Mayor Carolyn Kirk and Municipal Resources Inc., the city's consultant in Gloucester's exhaustive 10-month search for a new fire chief, have done their best to convince city councilors and, yes, residents that Westland, Mich., Deputy Chief Eric Smith qualifies under the city's search ordinance, and that councilors should approve the mayor's selection of him for the chief's job. (See news story, Page 1).
A year as acting "battalion commander," on top of a year as full-fledged battalion chief and a year as deputy chief do theoretically add up to the three years of command experience the ordinance requires — assuming those jobs can be seen as equivalent to a deputy's post.
But the city's ordinance does not include a provision for "equivalent experience," despite the fact that different positions can include different levels of command in different departments across the country.

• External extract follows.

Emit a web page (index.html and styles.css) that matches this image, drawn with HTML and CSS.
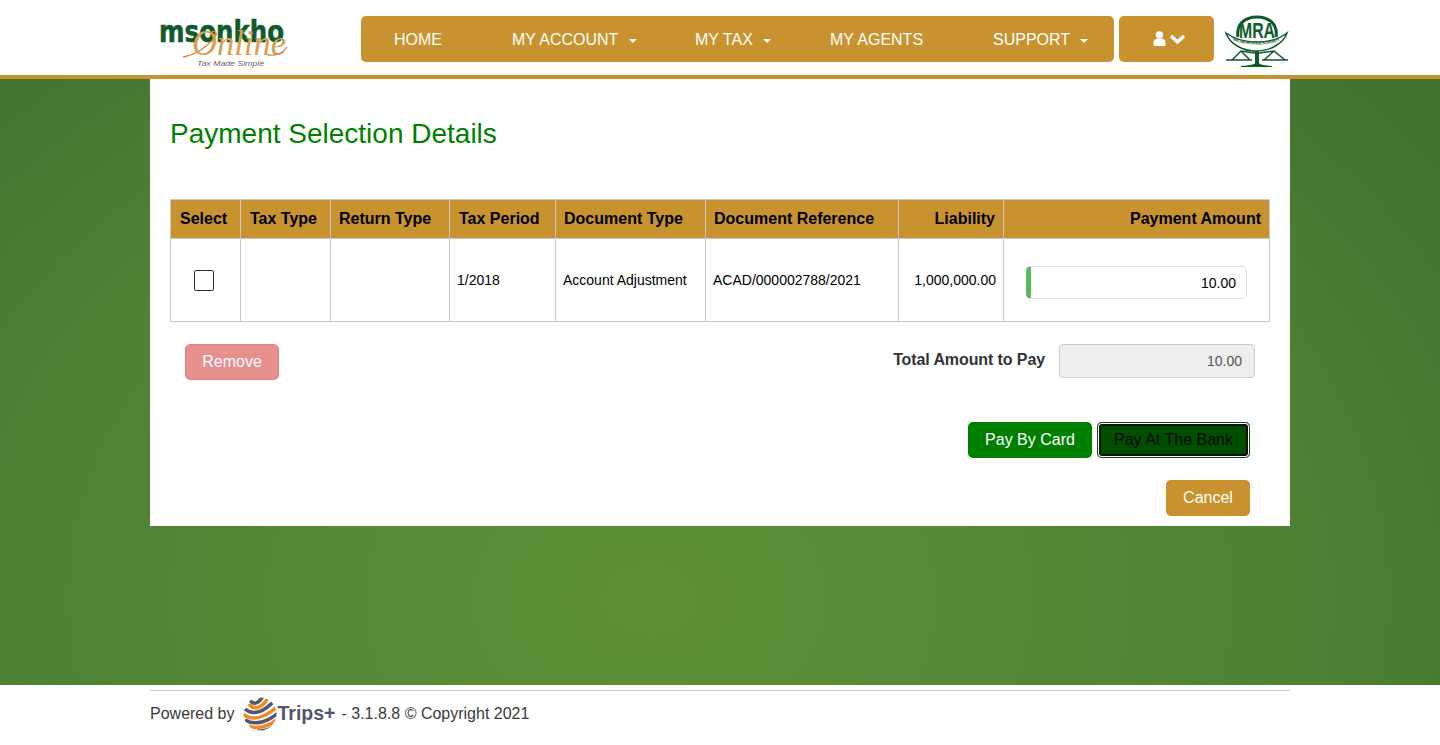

Of all the questions being raised about Smith's qualifications, the most significant may well be the one posed by first-year Ward 2 Councilor Melissa Cox. Noting that the city's ordinance specifically says the candidate "shall" — not "should," "can" or "might" — have three years' experience as "a deputy chief or higher," she asks: "How many people didn't apply because they didn't have the qualifications?"
While city officials scramble to try to show why Smith — clearly a strong choice given that he placed first on the assessment tests given the five semifinalists — meets the ordinance requirements, Cox suggests that "maybe we should scrap this selection (and start over)."

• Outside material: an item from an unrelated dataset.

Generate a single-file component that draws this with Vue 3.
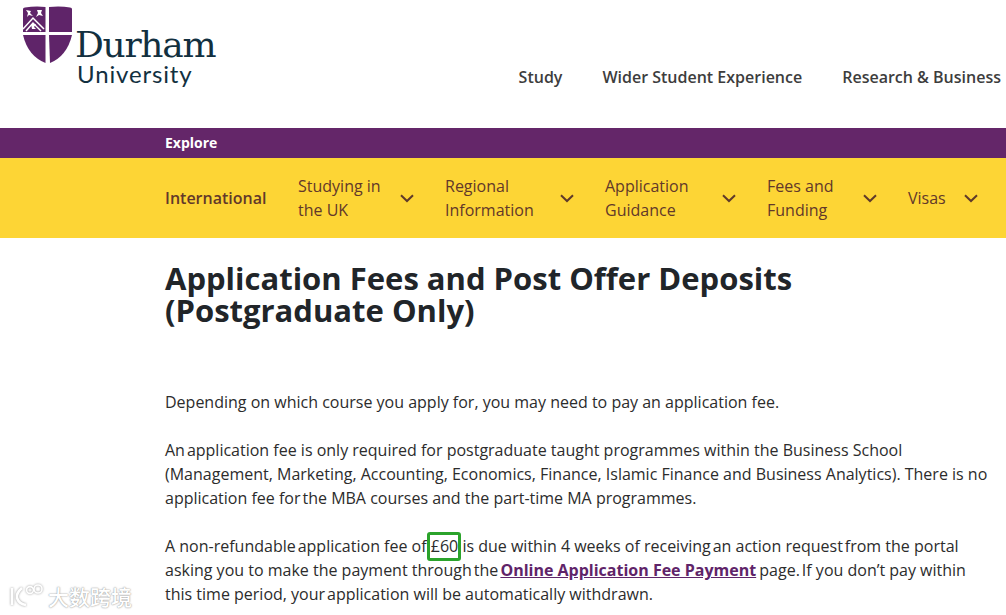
<script setup>
const topLinks = ['Study', 'Wider Student Experience', 'Research & Business']
const navItems = [
  { lines: ['Studying in', 'the UK'], w: 147 },
  { lines: ['Regional', 'Information'], w: 160 },
  { lines: ['Application', 'Guidance'], w: 162 },
  { lines: ['Fees and', 'Funding'], w: 141 },
  { lines: ['Visas'], w: 101 }
]
</script>

<template>
  <div class="page">
    <header class="top">
      <div class="logo">
        <svg class="shield" width="52" height="58" viewBox="0 0 52 58">
          <path fill="#5f2469" d="M1 3 Q1 1.5 3 1.5 Q13 0 23.5 1 V26 H1 Z" />
          <path fill="#5f2469" d="M27 1 Q39 0 48 1.5 Q50 1.5 50 3 V26 H27 Z" />
          <path fill="#5f2469" d="M1 29 H23.5 V57 Q6 50 1 29 Z" />
          <path fill="#5f2469" d="M27 29 H50 Q45 50 28 57 Z" />
          <path fill="none" stroke="#fff" stroke-width="1.5" d="M1 23 L11 12 L22 23 M4 25 L11 17 L19 25" />
          <g fill="#fff">
            <path d="M4 4 L9 5 L8 7 L11 10 L7 9 L5 11 L6 7 Z" />
            <path d="M15 4 L20 4 L19 7 L21 10 L17 9 L14 11 L16 7 Z" />
            <path d="M9 18 L14 18 L12 21 L14 23 L10 23 Z" />
          </g>
        </svg>
        <div class="wordmark">
          <div class="durham">Durham</div>
          <div class="university">University</div>
        </div>
      </div>
      <nav class="toplinks">
        <a v-for="l in topLinks" :key="l">{{ l }}</a>
      </nav>
    </header>

    <div class="explore"><span>Explore</span></div>

    <nav class="subnav">
      <strong class="intl">International</strong>
      <div v-for="item in navItems" :key="item.lines[0]" class="navitem" :style="{ width: item.w + 'px' }">
        <span class="navlabel"><span v-for="t in item.lines" :key="t">{{ t }}</span></span>
        <svg class="chev" width="14" height="9" viewBox="0 0 14 9">
          <path d="M1 1.2 L7 7 L13 1.2" fill="none" stroke="#5f3a2a" stroke-width="2" />
        </svg>
      </div>
    </nav>

    <main class="content">
      <h1>Application Fees and Post Offer Deposits<br>(Postgraduate Only)</h1>
      <p>Depending on which course you apply for, you may need to pay an application fee.</p>
      <p><span class="tight">An application</span> fee is only required for postgraduate taught programmes within the Business School<br>(Management, Marketing, Accounting, Economics, Finance, Islamic Finance and Business Analytics). There is no<br>application fee <span class="tight">for the</span> MBA courses and the part-time MA programmes.</p>
      <p>A <span class="tight">non-refundable application</span> fee of <span class="fee">£60</span> is due within 4 weeks of <span class="tight">receiving an</span> action <span class="tight">request from</span> the portal<br>asking you to make the payment <span class="tight">through the</span> <a class="paylink">Online Application Fee Payment</a> <span class="tight">page. If</span> you don’t pay within<br>this time period, <span class="tight">your application</span> will be automatically withdrawn.</p>
    </main>

    <div class="watermark">
      <svg width="38" height="24" viewBox="0 0 38 24">
        <g fill="none" stroke="#fff" stroke-width="2.6">
          <path d="M4 4 V21" />
          <path d="M14 4 Q8 9 9 14 Q11 20 18 21" />
          <circle cx="22" cy="6" r="3.4" stroke-width="1.6" />
          <circle cx="30" cy="5" r="4" stroke-width="1.6" />
        </g>
      </svg>
      <span>大数跨境</span>
    </div>
  </div>
</template>

<style>
html, body { overflow: hidden; }
</style>

<style scoped>
.page {
  position: relative;
  width: 1006px;
  height: 615px;
  overflow: hidden;
  background: #fff;
  font-family: "Open Sans", "Liberation Sans", sans-serif;
  color: #212529;
}
.top {
  height: 128px;
  display: flex;
  justify-content: space-between;
  padding-left: 22px;
  box-sizing: border-box;
}
.logo {
  display: flex;
  padding-top: 6px;
}
.wordmark {
  margin: 21px 0 0 1px;
  color: #12303f;
}
.durham {
  font-family: "DejaVu Serif", serif;
  font-size: 36px;
  line-height: 35px;
  letter-spacing: -1.3px;
}
.university {
  font-family: "Lato", sans-serif;
  font-size: 24px;
  line-height: 24px;
  margin-left: 2px;
  letter-spacing: .85px;
}
.toplinks {
  display: flex;
  gap: 40px;
  padding-top: 65px;
  margin-right: 5px;
  font-size: 16px;
  font-weight: 600;
  line-height: 24px;
  color: #3d3d3d;
  white-space: nowrap;
}
.explore {
  height: 30px;
  background: #642669;
  color: #fff;
  font-size: 14px;
  font-weight: 700;
  line-height: 30px;
  padding-left: 165px;
}
.subnav {
  height: 80px;
  background: #fdd535;
  display: flex;
  align-items: center;
  padding-left: 165px;
  color: #62382a;
  font-size: 16px;
  line-height: 24px;
  white-space: nowrap;
}
.intl {
  font-weight: 600;
  width: 133px;
  flex: none;
}
.navitem {
  display: flex;
  align-items: center;
  flex: none;
}
.navlabel {
  display: flex;
  flex-direction: column;
  flex: 1;
}
.chev {
  margin-right: 31px;
  flex: none;
}
.content {
  padding: 24px 0 0 165px;
}
h1 {
  margin: 0 0 64px;
  font-size: 31px;
  line-height: 32px;
  font-weight: 700;
  white-space: nowrap;
}
p {
  margin: 0 0 24px;
  font-size: 16px;
  line-height: 24px;
  white-space: nowrap;
  color: #2c2c2c;
}
.tight {
  word-spacing: -2.2px;
}
.fee {
  position: relative;
}
.fee::after {
  content: "";
  position: absolute;
  left: -4px;
  right: -3px;
  top: -3px;
  bottom: -4px;
  border: 3px solid #2ba32b;
  border-radius: 3px;
}
.paylink {
  margin: 0 -1px 0 -2px;
  color: #5f2469;
  font-weight: 700;
  text-decoration: underline;
}
.watermark {
  position: absolute;
  left: 8px;
  top: 584px;
  display: flex;
  align-items: center;
  gap: 2px;
  color: #fff;
  font-family: "Noto Sans CJK SC", sans-serif;
  font-size: 21px;
  line-height: 24px;
  font-weight: 500;
  text-shadow: 0 0 1px #999, 0 0 2px #aaa;
}
.watermark svg {
  filter: drop-shadow(0 0 1px #999);
}
</style>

Painful as it sounds, that's now become a valid option, if only on a fast track.
It's a shame that a 10-month search, fraught with inside bickering over the Fire Department's representatives on the local search committee, is ending with questions over the qualifications of the pending chief. Yet that is indeed where we are. But it would not be fair to Smith or to anyone else to have him take the reins if there are any lingering clouds over whether he should have been a viable candidate in the first place.
Given those issues, the mayor and city councilors — while weighing once and for all on whether Smith's experience meets the city ordinance's demands — would do well to consider Cox's question, and reopen an accelerated new application process, along the lines of the following:
Revise the city's search ordinance to allow for "equivalent experience" to the three-year command requirement at the next City Council meeting, and give the revived local Search Committee the authority to carry out a renewed search if necessary.

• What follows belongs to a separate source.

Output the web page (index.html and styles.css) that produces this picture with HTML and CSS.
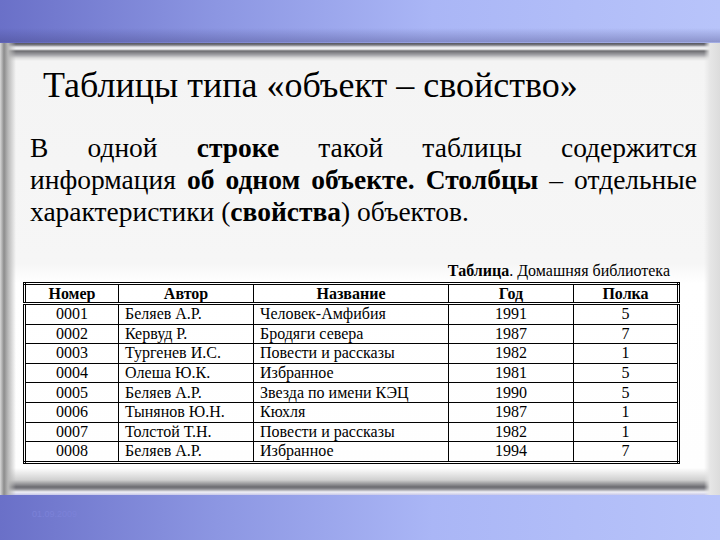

Reopen the application process for three to four weeks, allowing other qualified candidates who might have "equivalent experience" but did not seek the job to express interest in the position.
Let the Search Committee - not MRI or a new consultant — handle the applications and contract to carry out any new needed assessments of new candidates.
Retain the list of current finalists — including Smith — with the idea that one or more new candidates could be added to the list.
Finally, reconsider a renewed list of finalists and forward that to Mayor Kirk — hopefully within six weeks.
That process may well lead to the renomination of Smith. And that would be fine, if he remains the best qualified candidate. It may lead to finding a new applicant from inside or outside the department who was wrongly frozen out of the initial search, but could be considered now. That would be fine as well.
The bottom line is for the city to bring on the best qualified chief's candidate it can possibly find, and one who would not take the reins under a cloud of questions or skepticism.
Making a choice clouded with questions is the one choice the council cannot make.